Of course, the real adventure was still to come. I’m supposed to be flying to India tomorrow, so when I got back to my room I went through all my details to make sure I was prepared for the flight – and realised I’d totally fucked up my Visa application. In that, you know, I hadn’t made one. So I quickly tried to get onto the online application site, only to have the internet at my hotel/shitbox go down on me (and not in a good way).

I grabbed my stuff and trotted down the street to the closest interwebs cafe, got onto the site, and found out all applications need to be made at least four days before flying. Right, so I’m not going to Delhi tomorrow. Now I needed to make my application, and try to get a refund on my already-purchased and newly-useless plane ticket.
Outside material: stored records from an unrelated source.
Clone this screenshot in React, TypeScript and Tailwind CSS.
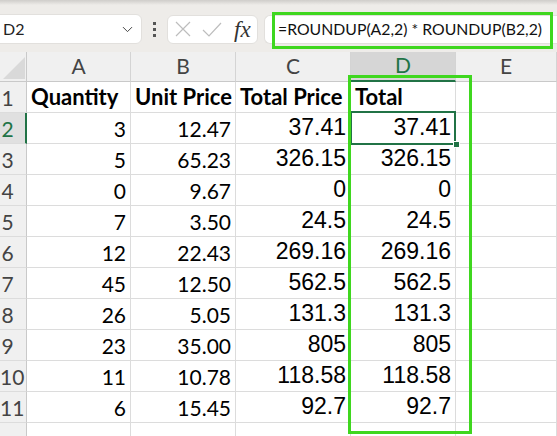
import { ChevronDown } from 'lucide-react'

const ROWS: [string, string, string, string][] = [
  ['3', '12.47', '37.41', '37.41'],
  ['5', '65.23', '326.15', '326.15'],
  ['0', '9.67', '0', '0'],
  ['7', '3.50', '24.5', '24.5'],
  ['12', '22.43', '269.16', '269.16'],
  ['45', '12.50', '562.5', '562.5'],
  ['26', '5.05', '131.3', '131.3'],
  ['23', '35.00', '805', '805'],
  ['11', '10.78', '118.58', '118.58'],
  ['6', '15.45', '92.7', '92.7'],
]

const COLS = 'grid-cols-[27px_104px_105px_115px_105px_1fr]'
const LATO = "font-['Lato','Liberation_Sans',sans-serif]"
const ARIAL = "font-['Liberation_Sans','Arial',sans-serif]"

function RowHead({ n, active = false }: { n?: number; active?: boolean }) {
  return (
    <div
      className={`relative flex items-center border-b border-r border-b-[#dcdcdc] ${
        active ? 'bg-[#e0e0e0] border-r-2 border-r-[#217346] text-[#217346]' : 'bg-[#f0f0f0] border-r-[#c9c9c9] text-[#444]'
      }`}
    >
      <span className={`w-[15px] text-center text-[21px] leading-none ${LATO}`}>{n}</span>
    </div>
  )
}

function Cell({
  children,
  right = false,
  arial = false,
  bold = false,
}: {
  children?: React.ReactNode
  right?: boolean
  arial?: boolean
  bold?: boolean
}) {
  return (
    <div
      className={`flex items-end overflow-visible whitespace-nowrap border-b border-r border-[#dcdcdc] bg-white text-black ${
        right ? 'justify-end pr-[4px]' : 'pl-[4px]'
      } ${arial ? `${ARIAL} text-[23px] pb-[4px]` : bold ? `${LATO} text-[22px] pb-[4px]` : `${LATO} text-[21px] pb-[4px]`} ${
        bold ? 'font-bold' : ''
      }`}
    >
      <span className="leading-none">{children}</span>
    </div>
  )
}

function Toolbar() {
  return (
    <div className="relative h-[52px] bg-[#eeece9]">
      <div className="absolute inset-x-0 top-0 h-[5px] bg-gradient-to-b from-[#cfcdca] to-[#eeece9]" />
      <div className="relative flex items-center pt-[14px]">
        {/* name box */}
        <div className="flex h-[30px] w-[148px] -ml-[6px] items-center justify-between rounded-md border border-[#e2e0dd] bg-white pl-[8px] pr-[5px]">
          <span className={`text-[16px] text-[#222] ${LATO}`}>D2</span>
          <ChevronDown size={17} strokeWidth={1.4} className="text-[#444]" />
        </div>
        {/* dots */}
        <div className="ml-[11px] flex flex-col gap-[3px]">
          <span className="h-[3px] w-[3px] bg-[#555]" />
          <span className="h-[3px] w-[3px] bg-[#555]" />
          <span className="h-[3px] w-[3px] bg-[#555]" />
        </div>
        {/* fx box */}
        <div className="ml-[11px] flex h-[29px] w-[91px] items-center rounded-md border border-[#e2e0dd] bg-white pl-[7px]">
          <svg width="16" height="16" viewBox="0 0 16 16" fill="none" stroke="#bdbdbd" strokeWidth="1.2">
            <path d="M1 1 L15 15 M15 1 L1 15" />
          </svg>
          <svg className="ml-[11px]" width="20" height="15" viewBox="0 0 20 15" fill="none" stroke="#bdbdbd" strokeWidth="1.2">
            <path d="M1 8 L7 14 L19 1" />
          </svg>
          <span className="ml-[12px] font-['Liberation_Serif',serif] text-[23px] italic leading-none text-[#333]">fx</span>
        </div>
        {/* formula */}
        <div className="ml-[6px] flex h-[29px] flex-1 items-center rounded-l-md border border-r-0 border-[#e2e0dd] bg-white pl-[13px]">
          <span className={`whitespace-nowrap text-[15.8px] text-[#111] ${LATO}`}>=ROUNDUP(A2,2) * ROUNDUP(B2,2)</span>
        </div>
      </div>
    </div>
  )
}

export default function App() {
  const letters = ['A', 'B', 'C', 'D', 'E']
  return (
    <div className="relative h-[436px] w-[557px] overflow-hidden bg-white">
      <Toolbar />

      {/* column headers */}
      <div className={`grid ${COLS} h-[30px]`}>
        <div className="relative border-b border-r border-[#c9c9c9] bg-[#f0f0f0]">
          <svg className="absolute left-[3px] top-[5px]" width="22" height="22" viewBox="0 0 22 22">
            <path d="M22 0 L22 22 L0 22 Z" fill="#d9d9d9" />
          </svg>
        </div>
        {letters.map((l) => (
          <div
            key={l}
            className={`flex items-end justify-center pb-[5px] border-r border-[#d4d4d4] text-[21px] leading-none ${LATO} ${
              l === 'D'
                ? 'bg-[#d6d6d6] border-b-2 border-b-[#217346] text-[#217346]'
                : 'bg-[#f0f0f0] border-b border-b-[#c9c9c9] text-[#444]'
            }`}
          >
            {l}
          </div>
        ))}
      </div>

      {/* header row */}
      <div className={`grid ${COLS} h-[31px]`}>
        <RowHead n={1} />
        <Cell bold>Quantity</Cell>
        <Cell bold>Unit Price</Cell>
        <Cell bold>Total Price</Cell>
        <Cell bold>Total</Cell>
        <Cell />
      </div>

      {ROWS.map((r, i) => (
        <div key={i} className={`grid ${COLS} h-[31px]`}>
          <RowHead n={i + 2} active={i === 0} />
          <Cell right>{r[0]}</Cell>
          <Cell right>{r[1]}</Cell>
          <Cell right arial>{r[2]}</Cell>
          <Cell right arial>{r[3]}</Cell>
          <Cell />
        </div>
      ))}

      <div className={`grid ${COLS} h-[31px]`}>
        <RowHead />
        <Cell />
        <Cell />
        <Cell />
        <Cell />
        <Cell />
      </div>

      {/* selected cell D2 */}
      <div className="absolute left-[350px] top-[111px] h-[34px] w-[106px] border-2 border-[#217346]" />
      <div className="absolute left-[453px] top-[141px] h-[7px] w-[7px] border border-white bg-[#217346]" />

      {/* highlight boxes */}
      <div className="absolute left-[272px] top-[12px] h-[37px] w-[281px] border-[3px] border-[#3fd71f]" />
      <div className="absolute left-[348px] top-[75px] h-[359px] w-[124px] border-[3px] border-[#3fd71f]" />
    </div>
  )
}
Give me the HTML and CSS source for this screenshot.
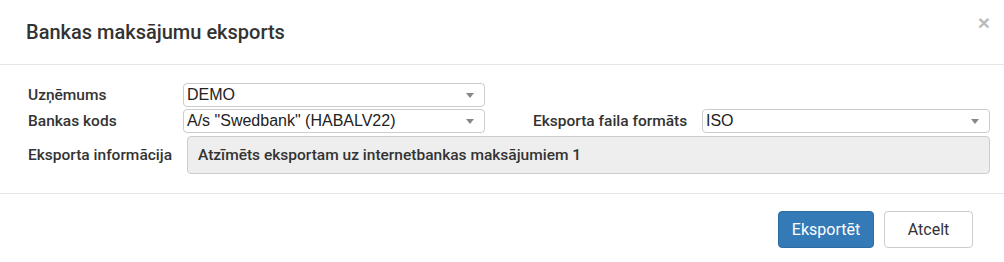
FILE: index.html
```html
<!DOCTYPE html>
<html lang="lv">
<head>
<meta charset="utf-8">
<title>Bankas maksājumu eksports</title>
<link rel="stylesheet" href="styles.css">
</head>
<body>
<div class="modal">
  <div class="modal-header">
    <h4 class="modal-title">Bankas maksājumu eksports</h4>
    <button class="close" type="button" aria-label="Close">×</button>
  </div>
  <div class="modal-body">
    <div class="row">
      <label class="lbl">Uzņēmums</label>
      <div class="select sel-main"><span>DEMO</span><i class="caret"></i></div>
    </div>
    <div class="row row2">
      <label class="lbl">Bankas kods</label>
      <div class="select sel-main"><span>A/s "Swedbank" (HABALV22)</span><i class="caret"></i></div>
      <label class="lbl lbl2">Eksporta faila formāts</label>
      <div class="select sel-fmt"><span>ISO</span><i class="caret"></i></div>
    </div>
    <div class="row row3">
      <label class="lbl">Eksporta informācija</label>
      <div class="info">Atzīmēts eksportam uz internetbankas maksājumiem 1</div>
    </div>
  </div>
  <div class="modal-footer">
    <button class="btn btn-primary" type="button">Eksportēt</button>
    <button class="btn btn-default" type="button">Atcelt</button>
  </div>
</div>
</body>
</html>
```
FILE: styles.css
```css
* { box-sizing: border-box; }
html, body { margin: 0; padding: 0; background: #fff; }
body {
  font-family: Roboto, "Liberation Sans", Arial, sans-serif;
  font-size: 15.5px;
  color: #333;
  width: 1004px;
  height: 262px;
  overflow: hidden;
}
.modal { width: 1004px; }
.modal-header {
  height: 65px;
  border-bottom: 1px solid #e5e5e5;
  display: flex;
  align-items: center;
  justify-content: space-between;
  padding: 0 14px 0 26px;
}
.modal-title {
  margin: 0;
  font-size: 20px;
  font-weight: 500;
  color: #333;
  line-height: 1;
  padding-bottom: 1px;
}
.close {
  border: 0;
  background: none;
  padding: 0;
  margin: 0 0 19px 0;
  font-family: "Liberation Sans", Arial, sans-serif;
  font-size: 21px;
  font-weight: 700;
  line-height: 1;
  color: #bbb;
  cursor: pointer;
}
.modal-body {
  height: 129px;
  border-bottom: 1px solid #e5e5e5;
  padding: 18px 14px 0 28px;
}
.row {
  display: flex;
  align-items: center;
  height: 24px;
}
.row2 { margin-top: 2px; }
.row3 { margin-top: 3px; height: 38px; }
.lbl {
  font-weight: 500;
  color: #333;
  width: 155px;
  flex: none;
  white-space: nowrap;
}
.row3 .lbl { width: 159px; }
.lbl2 { width: 217px; padding-left: 48px; }
.select {
  height: 24px;
  border: 1px solid #ccc;
  border-radius: 4px;
  background: #fff;
  display: flex;
  align-items: center;
  justify-content: space-between;
  padding: 0 10px 0 3px;
  color: #222;
  flex: none;
  font-family: "Liberation Sans", Arial, sans-serif;
  font-size: 16px;
}
.sel-main { width: 302px; }
.sel-fmt { width: 288px; }
.caret {
  width: 0;
  height: 0;
  border-left: 4px solid transparent;
  border-right: 4px solid transparent;
  border-top: 5px solid #888;
}
.info {
  flex: 1;
  height: 38px;
  background: #eee;
  border: 1px solid #ccc;
  border-radius: 4px;
  display: flex;
  align-items: center;
  padding-left: 10px;
  font-weight: 500;
  color: #333;
}
.modal-footer {
  display: flex;
  justify-content: flex-end;
  gap: 10px;
  padding: 17px 31px 0 0;
}
.btn {
  font-family: Roboto, "Liberation Sans", Arial, sans-serif;
  font-size: 16px;
  height: 37px;
  border-radius: 4px;
  border: 1px solid;
  padding: 0;
  cursor: pointer;
}
.btn-primary {
  width: 96px;
  background: #337ab7;
  border-color: #2e6da4;
  color: #fff;
}
.btn-default {
  width: 89px;
  background: #fff;
  border-color: #ccc;
  color: #333;
}
```
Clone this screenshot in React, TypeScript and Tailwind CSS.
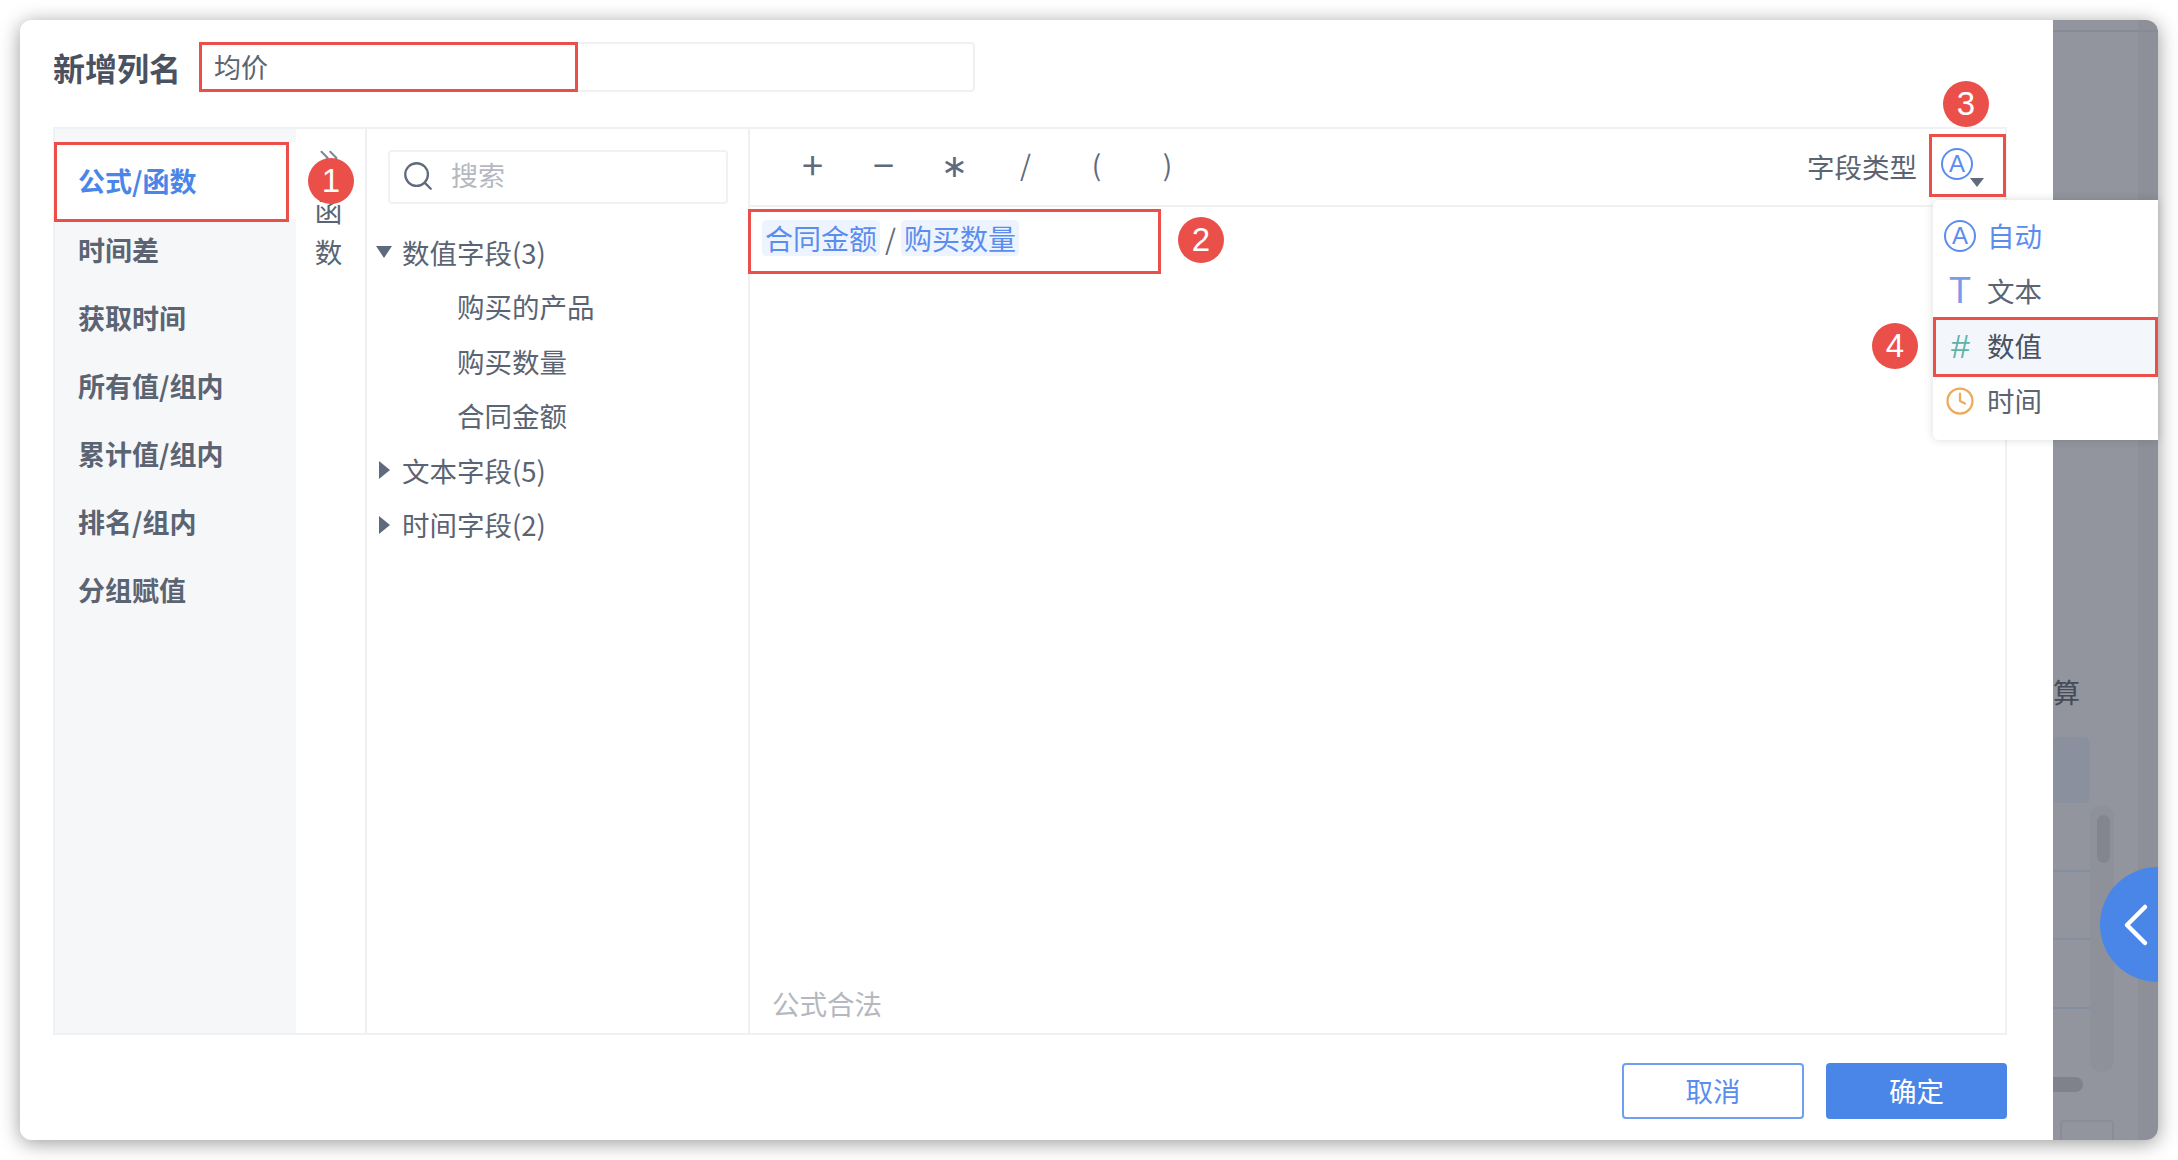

Only the computer wouldn’t allow me to access my emails to find my booking number, so it was back up to my room to try to use the net long enough to pull my details out.

With that done, it was back to the cafe to get my refund (small mercies, hey?), before trying to put my Visa application through. All good, all good, all good… now they need a photo of me. Back up to the room, photo taken, down to the cafe, uploaded, now they want me to pay. My card’s in the room, so back up there, got the card, back down, put the payment through, and it won’t go through. Try again, try again, finally realise it’s because my account is empty due to my mortgage coming out like a gay father. So I transfer money into the account, try to process the payment again, it says I’ve had too many failed attempts, go back to the start. Fuckity fuck!

Twenty minutes later, the application’s gone through, so it’s back to the hotel to book a bus trip to Bagan, where I was originally planning to go anyway. No buses until tomorrow night. I get the bloke to call around and, finally, he lands me a spot on the crappiest bus, which takes 12 hour and requires a 6am pickup tomorrow. Yay.

So it seems that I wanted to cut back on my time in Myanmar, but that Myanmar wasn’t having any of it. I’m not too upset about it, to be honest. I won’t be out of pocket too much (maybe $100), and I’ll get a chance to explore more of this wonderful country. The seemingly endless temples of Bagan are just begging to be explored, and it will be good to get a different, quieter perspective of this country. Plus, I get two 12-hour bus rides, aren’t you fucking jealous?

No, you aren’t. Of course you aren’t. Fuck ya, then.